Information given

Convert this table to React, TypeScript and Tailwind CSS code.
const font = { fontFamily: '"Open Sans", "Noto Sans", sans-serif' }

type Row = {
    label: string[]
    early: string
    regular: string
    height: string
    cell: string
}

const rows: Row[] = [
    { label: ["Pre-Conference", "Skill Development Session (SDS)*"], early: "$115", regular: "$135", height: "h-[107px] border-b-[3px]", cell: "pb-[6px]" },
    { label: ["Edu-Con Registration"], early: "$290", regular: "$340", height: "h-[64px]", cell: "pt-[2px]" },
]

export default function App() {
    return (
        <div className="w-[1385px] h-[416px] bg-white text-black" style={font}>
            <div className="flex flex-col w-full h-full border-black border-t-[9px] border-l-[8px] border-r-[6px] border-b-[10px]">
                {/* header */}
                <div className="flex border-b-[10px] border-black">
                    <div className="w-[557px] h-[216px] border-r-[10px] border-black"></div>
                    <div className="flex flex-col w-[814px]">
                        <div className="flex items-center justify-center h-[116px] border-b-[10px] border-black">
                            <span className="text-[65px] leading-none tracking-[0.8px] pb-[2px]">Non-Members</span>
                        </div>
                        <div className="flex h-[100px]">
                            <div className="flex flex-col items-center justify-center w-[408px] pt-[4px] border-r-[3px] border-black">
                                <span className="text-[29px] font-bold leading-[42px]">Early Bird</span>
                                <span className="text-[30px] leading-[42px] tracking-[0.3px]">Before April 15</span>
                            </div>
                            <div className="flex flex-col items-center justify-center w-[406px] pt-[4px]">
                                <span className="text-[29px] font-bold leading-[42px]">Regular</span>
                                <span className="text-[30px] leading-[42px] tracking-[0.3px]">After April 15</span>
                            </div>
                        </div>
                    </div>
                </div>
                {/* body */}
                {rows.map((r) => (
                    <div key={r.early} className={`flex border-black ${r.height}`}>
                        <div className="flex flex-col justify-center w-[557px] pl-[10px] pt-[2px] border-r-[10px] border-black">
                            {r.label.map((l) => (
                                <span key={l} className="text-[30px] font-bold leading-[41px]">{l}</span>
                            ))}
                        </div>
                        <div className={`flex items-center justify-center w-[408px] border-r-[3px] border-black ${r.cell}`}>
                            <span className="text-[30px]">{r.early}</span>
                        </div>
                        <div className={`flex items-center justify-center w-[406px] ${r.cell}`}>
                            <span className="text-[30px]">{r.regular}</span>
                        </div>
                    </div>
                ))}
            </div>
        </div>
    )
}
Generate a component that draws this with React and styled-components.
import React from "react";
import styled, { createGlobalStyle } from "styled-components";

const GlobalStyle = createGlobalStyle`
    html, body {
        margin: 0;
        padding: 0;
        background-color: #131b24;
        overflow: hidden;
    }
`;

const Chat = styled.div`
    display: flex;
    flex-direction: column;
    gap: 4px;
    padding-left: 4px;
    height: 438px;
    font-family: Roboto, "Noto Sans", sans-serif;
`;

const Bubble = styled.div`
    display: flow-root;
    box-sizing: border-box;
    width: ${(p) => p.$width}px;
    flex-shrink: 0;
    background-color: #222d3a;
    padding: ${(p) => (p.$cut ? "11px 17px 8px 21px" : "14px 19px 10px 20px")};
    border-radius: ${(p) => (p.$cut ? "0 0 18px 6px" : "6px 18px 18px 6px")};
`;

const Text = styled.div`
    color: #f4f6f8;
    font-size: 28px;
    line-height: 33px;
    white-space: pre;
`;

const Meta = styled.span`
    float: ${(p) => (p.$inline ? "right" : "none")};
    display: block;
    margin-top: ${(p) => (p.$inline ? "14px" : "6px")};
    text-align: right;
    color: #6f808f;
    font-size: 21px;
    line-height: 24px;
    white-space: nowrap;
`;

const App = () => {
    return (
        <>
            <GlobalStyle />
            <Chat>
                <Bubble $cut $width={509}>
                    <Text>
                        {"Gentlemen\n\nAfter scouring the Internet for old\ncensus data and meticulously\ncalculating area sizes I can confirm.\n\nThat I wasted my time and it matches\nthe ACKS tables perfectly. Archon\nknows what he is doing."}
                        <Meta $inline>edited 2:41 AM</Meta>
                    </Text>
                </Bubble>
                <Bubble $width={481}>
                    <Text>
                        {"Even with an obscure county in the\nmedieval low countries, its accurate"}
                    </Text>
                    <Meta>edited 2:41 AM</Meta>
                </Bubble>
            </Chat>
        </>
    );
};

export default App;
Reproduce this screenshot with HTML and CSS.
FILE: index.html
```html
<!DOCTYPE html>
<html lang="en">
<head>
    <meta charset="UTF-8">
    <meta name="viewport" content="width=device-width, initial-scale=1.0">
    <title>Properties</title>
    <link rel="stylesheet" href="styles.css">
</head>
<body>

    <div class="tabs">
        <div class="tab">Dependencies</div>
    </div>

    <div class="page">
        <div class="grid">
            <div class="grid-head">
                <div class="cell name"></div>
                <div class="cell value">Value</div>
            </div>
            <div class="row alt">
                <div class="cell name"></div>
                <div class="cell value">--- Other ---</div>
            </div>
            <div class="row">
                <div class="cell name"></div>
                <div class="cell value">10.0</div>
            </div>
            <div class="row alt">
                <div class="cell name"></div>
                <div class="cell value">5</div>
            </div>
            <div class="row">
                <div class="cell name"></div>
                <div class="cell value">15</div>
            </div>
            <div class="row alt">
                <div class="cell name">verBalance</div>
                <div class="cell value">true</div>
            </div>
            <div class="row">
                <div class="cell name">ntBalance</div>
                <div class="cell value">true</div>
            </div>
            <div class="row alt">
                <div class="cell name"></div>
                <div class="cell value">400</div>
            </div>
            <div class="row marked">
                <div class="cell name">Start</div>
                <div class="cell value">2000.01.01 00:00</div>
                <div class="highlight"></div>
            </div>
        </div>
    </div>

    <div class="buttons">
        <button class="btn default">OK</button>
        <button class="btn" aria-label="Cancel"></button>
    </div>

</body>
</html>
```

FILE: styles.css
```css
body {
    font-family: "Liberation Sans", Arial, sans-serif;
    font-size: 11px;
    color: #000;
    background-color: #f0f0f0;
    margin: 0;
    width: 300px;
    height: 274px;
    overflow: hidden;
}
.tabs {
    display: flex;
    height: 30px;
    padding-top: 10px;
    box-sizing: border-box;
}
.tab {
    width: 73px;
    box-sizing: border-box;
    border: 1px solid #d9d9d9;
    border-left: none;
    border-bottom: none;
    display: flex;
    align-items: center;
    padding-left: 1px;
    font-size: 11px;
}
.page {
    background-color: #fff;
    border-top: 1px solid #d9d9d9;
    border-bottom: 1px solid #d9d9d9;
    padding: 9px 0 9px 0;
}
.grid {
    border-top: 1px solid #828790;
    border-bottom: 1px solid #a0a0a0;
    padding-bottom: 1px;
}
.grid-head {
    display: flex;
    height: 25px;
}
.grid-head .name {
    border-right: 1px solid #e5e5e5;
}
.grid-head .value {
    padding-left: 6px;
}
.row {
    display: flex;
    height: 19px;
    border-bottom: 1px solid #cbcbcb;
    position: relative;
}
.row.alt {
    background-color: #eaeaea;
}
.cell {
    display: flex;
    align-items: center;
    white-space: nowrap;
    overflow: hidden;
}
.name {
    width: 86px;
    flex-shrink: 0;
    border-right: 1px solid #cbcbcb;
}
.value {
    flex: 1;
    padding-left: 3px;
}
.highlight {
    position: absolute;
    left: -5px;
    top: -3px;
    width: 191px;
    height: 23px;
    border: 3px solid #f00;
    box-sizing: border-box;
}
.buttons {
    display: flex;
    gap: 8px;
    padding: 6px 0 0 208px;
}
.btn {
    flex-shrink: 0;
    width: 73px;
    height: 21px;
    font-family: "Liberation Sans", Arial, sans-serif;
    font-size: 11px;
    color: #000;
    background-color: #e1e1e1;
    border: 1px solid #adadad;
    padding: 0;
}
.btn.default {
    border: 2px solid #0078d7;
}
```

Written task
Extract all lines from the material above that include the word "this".

Task solution
Convert this table to React, TypeScript and Tailwind CSS code.
Generate a component that draws this with React and styled-components.
Reproduce this screenshot with HTML and CSS.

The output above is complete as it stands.